No blade of grass, no rose bush nor flower bed, was safe from the goats.
Goats do not belong on West Summerwind Dr., a quiet residential area in
Boise,
Idaho. But do not tell them that. Goats roam where they please, and around 7:15 a.m. Friday, bewildered homeowners awoke to find more than 100 of the animals casing the neighbourhood, looking for anything they could munch on.
“I just saw dozens and dozens of goats chewing up my neighbours’ yards,” Chris Kozlowski said by telephone, adding that he had to clean up droppings on his driveway and yard. “We used to live in the mountains, and it’d be nothing to see them driving hundreds of goats down Main St. But certainly not in Boise.”
The local television station KTVB, the leading authority on Boise goat invasions, got the scoop. It was closely chronicled by Joe Parris, a politics and breaking news reporter who made a strong case for any goat-related journalism awards.
The goats busted out of a nearby field, where a company that rents the animals for landscaping purposes — goats are good at eating weeds — had kept them. The company is called We Rent Goats.

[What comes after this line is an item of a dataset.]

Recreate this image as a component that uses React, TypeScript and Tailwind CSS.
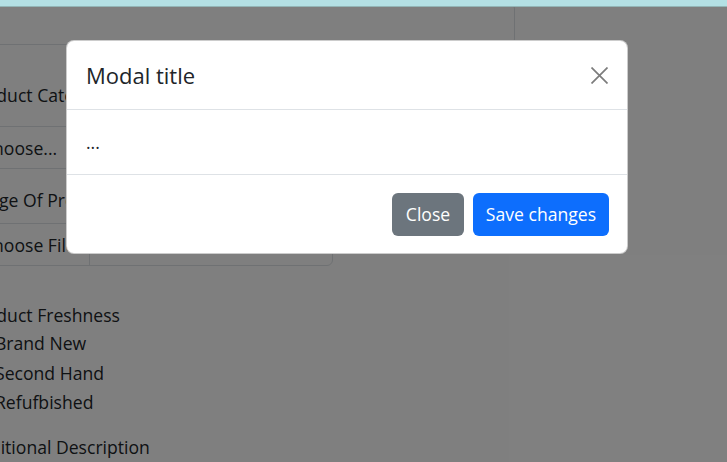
const font = { fontFamily: '"Open Sans", "Noto Sans", sans-serif' };

export default function App() {
  return (
    <div className="w-[727px] h-[462px] overflow-hidden bg-white flex flex-col text-[#212529]" style={font}>
      <div className="h-[6px] bg-[#b4e0e4]" />
      <div className="h-px bg-[#93b5b6]" />

      <div className="relative flex-1 overflow-hidden">
        {/* page behind the modal, scrolled a little to the right */}
        <form className="ml-[-32px] text-[17.6px] leading-[26px] whitespace-nowrap">
          <div className="mt-[-4px] h-[42px] w-[547px] rounded-[6px] border border-[#dee2e6]" />

          <label className="block mt-[37px]">Product Category</label>
          <div className="mt-[18px] h-[43px] w-[547px] rounded-[6px] border border-[#dee2e6] flex items-center px-[13px]">
            Choose...
          </div>

          <label className="block mt-[18px]">Image Of Product</label>
          <div className="mt-[10px] h-[43px] w-[365px] rounded-[6px] border border-[#dee2e6] flex">
            <div className="w-[121px] shrink-0 border-r border-[#dee2e6] flex items-center px-[13px]">Choose File</div>
            <div className="flex-1" />
          </div>

          <label className="block mt-[36px]">Product Freshness</label>
          <div className="mt-[2px] flex flex-col gap-[3.5px] pl-[27px]">
            <label>Brand New</label>
            <label>Second Hand</label>
            <label>Refufbished</label>
          </div>

          <label className="block mt-[19px]">Additional Description</label>
        </form>

        <div className="absolute inset-0 bg-black/50" />

        {/* modal */}
        <div className="absolute left-[66px] top-[33px] w-[562px] rounded-[8px] border border-black/20 bg-white">
          <div className="h-[69px] flex items-center justify-between pl-[19px] pr-[19px] border-b border-[#dee2e6]">
            <h5 className="text-[22px] leading-[33px] font-medium">Modal title</h5>
            <button type="button" className="w-[17px] h-[17px] flex items-center justify-center text-[#7c7c7c]">
              <svg width="17" height="17" viewBox="0 0 17 17" fill="none" stroke="currentColor" strokeWidth="1.7">
                <path d="M0.5 0.5 L16.5 16.5 M16.5 0.5 L0.5 16.5" />
              </svg>
            </button>
          </div>
          <div className="h-[64px] flex items-center px-[19px] text-[17.6px]">...</div>
          <div className="h-[79px] flex items-start justify-end gap-[9px] pr-[18px] pt-[18px] border-t border-[#dee2e6]">
            <button type="button" className="h-[43px] w-[72px] rounded-[6px] bg-[#6c757d] text-white text-[17.6px]">
              Close
            </button>
            <button type="button" className="h-[43px] w-[136px] rounded-[6px] bg-[#0d6efd] text-white text-[17.6px]">
              Save changes
            </button>
          </div>
        </div>
      </div>
    </div>
  );
}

By 8:30 a.m., We Rent Goats had corralled the creatures back into a truck, and the excitement was over. Efforts to reach We Rent Goats were unsuccessful Friday.
Parris said in an interview that the goats were friendly, and that he got to pet one. They were not very noisy, aside from the chewing. The smell, he said, was awful.
But while the residents were witnessing real-time property damage, they seemed to be in a good mood about it. Children jumped up and down in excitement.
“You would assume the homeowners were upset that their lawns were being destroyed, but everyone was enjoying it,” Parris said. “Everyone was really happy about it.”
The goat-renting company has insurance “and will be following up with neighbours whose landscaping was damaged,” said Haley Williams, a spokesperson for the Boise Police Department.